One of the things I do in my life is to tutor in a women’s seminary in Jerusalem. They spend roughly two hours studying in pairs to prepare the material and one hour in class. My job is to assist in the preparation. After the preparation I sometimes have the opportunity to sit in on the class itself.
One day a student asked a question and the teacher gave a brief answer. Only in hindsight after I myself studied the material he had planned to give them later on did I fully appreciate his deep educational wisdom. One of the texts they were soon to learn in preparation for the next class was about to very much deepen their understanding of the answer to the question. It was then that it struck me. He didn’t say, as most good teachers would in such a situation, “That’s a good question. We are going to get to it later.” Neither did he give away the answer, because he wanted them to discover it on their own.

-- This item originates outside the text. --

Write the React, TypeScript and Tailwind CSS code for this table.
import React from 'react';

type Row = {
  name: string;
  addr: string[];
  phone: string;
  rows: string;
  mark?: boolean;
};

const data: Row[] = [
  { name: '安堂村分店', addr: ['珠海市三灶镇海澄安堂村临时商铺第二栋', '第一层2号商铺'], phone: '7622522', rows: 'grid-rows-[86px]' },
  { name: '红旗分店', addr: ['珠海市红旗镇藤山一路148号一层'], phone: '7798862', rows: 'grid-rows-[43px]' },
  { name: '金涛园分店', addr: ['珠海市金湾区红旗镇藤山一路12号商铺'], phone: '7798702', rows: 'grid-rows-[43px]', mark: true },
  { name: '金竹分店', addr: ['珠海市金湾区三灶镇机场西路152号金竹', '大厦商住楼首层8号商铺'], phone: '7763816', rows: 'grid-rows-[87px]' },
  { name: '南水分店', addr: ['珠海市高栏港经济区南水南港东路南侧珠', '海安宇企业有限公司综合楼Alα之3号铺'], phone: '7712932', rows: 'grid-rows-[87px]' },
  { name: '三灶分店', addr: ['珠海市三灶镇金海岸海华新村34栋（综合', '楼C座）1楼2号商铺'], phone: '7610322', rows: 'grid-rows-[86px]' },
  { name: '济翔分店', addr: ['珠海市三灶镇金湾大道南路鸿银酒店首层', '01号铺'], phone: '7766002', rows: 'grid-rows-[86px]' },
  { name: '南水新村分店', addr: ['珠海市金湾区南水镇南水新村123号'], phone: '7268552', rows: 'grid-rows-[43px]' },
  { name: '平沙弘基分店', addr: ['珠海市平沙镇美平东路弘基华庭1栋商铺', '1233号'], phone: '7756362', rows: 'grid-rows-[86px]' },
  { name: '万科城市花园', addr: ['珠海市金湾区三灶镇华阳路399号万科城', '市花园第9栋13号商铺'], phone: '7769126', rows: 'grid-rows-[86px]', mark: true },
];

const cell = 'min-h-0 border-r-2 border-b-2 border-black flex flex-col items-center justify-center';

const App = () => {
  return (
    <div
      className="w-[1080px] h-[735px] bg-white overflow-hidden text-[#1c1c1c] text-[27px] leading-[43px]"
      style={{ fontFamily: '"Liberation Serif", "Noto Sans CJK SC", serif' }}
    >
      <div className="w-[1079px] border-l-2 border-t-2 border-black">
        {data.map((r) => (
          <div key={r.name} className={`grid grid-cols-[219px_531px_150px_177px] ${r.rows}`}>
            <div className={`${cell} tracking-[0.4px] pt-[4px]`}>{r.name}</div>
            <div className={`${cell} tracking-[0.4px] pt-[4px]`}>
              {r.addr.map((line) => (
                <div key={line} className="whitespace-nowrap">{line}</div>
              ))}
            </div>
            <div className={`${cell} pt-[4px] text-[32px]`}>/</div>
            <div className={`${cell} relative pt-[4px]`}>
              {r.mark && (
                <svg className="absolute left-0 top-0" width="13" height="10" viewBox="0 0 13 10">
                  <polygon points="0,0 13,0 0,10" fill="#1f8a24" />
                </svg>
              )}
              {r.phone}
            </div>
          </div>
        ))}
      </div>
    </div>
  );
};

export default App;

Without taking away the challenge of their self-discovery he managed to give a clear, short answer that sufficiently satisfied the student for the short-term while giving her the sense that her question was important and worthy of a thoughtful response.

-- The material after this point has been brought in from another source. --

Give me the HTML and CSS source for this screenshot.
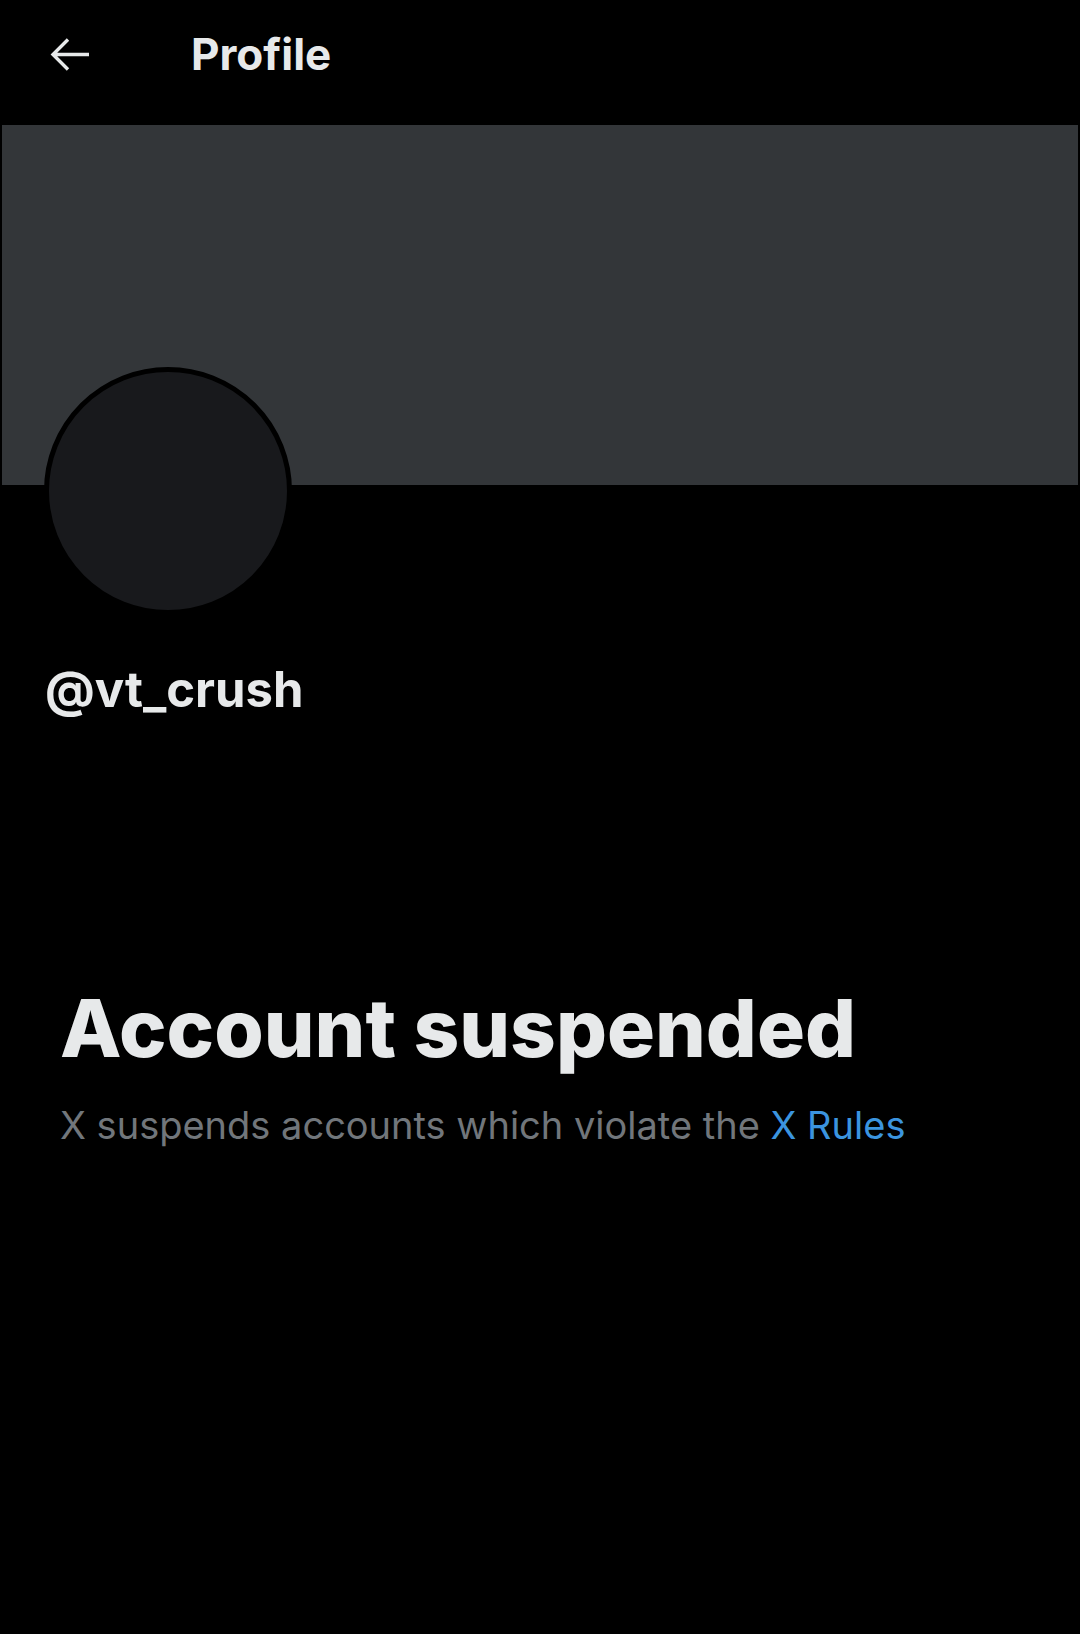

I learned a very important lesson from this. It wasn’t only a lesson in teaching. It was a lesson in listening and responding to someone who is looking to you for guidance in a way that takes into account both that person’s perspective and your estimation of the process that will bring the person from here to there.
You don’t necessarily give them exactly what they’re asking for. You give them what they are ready for and need right now at this stage of their process.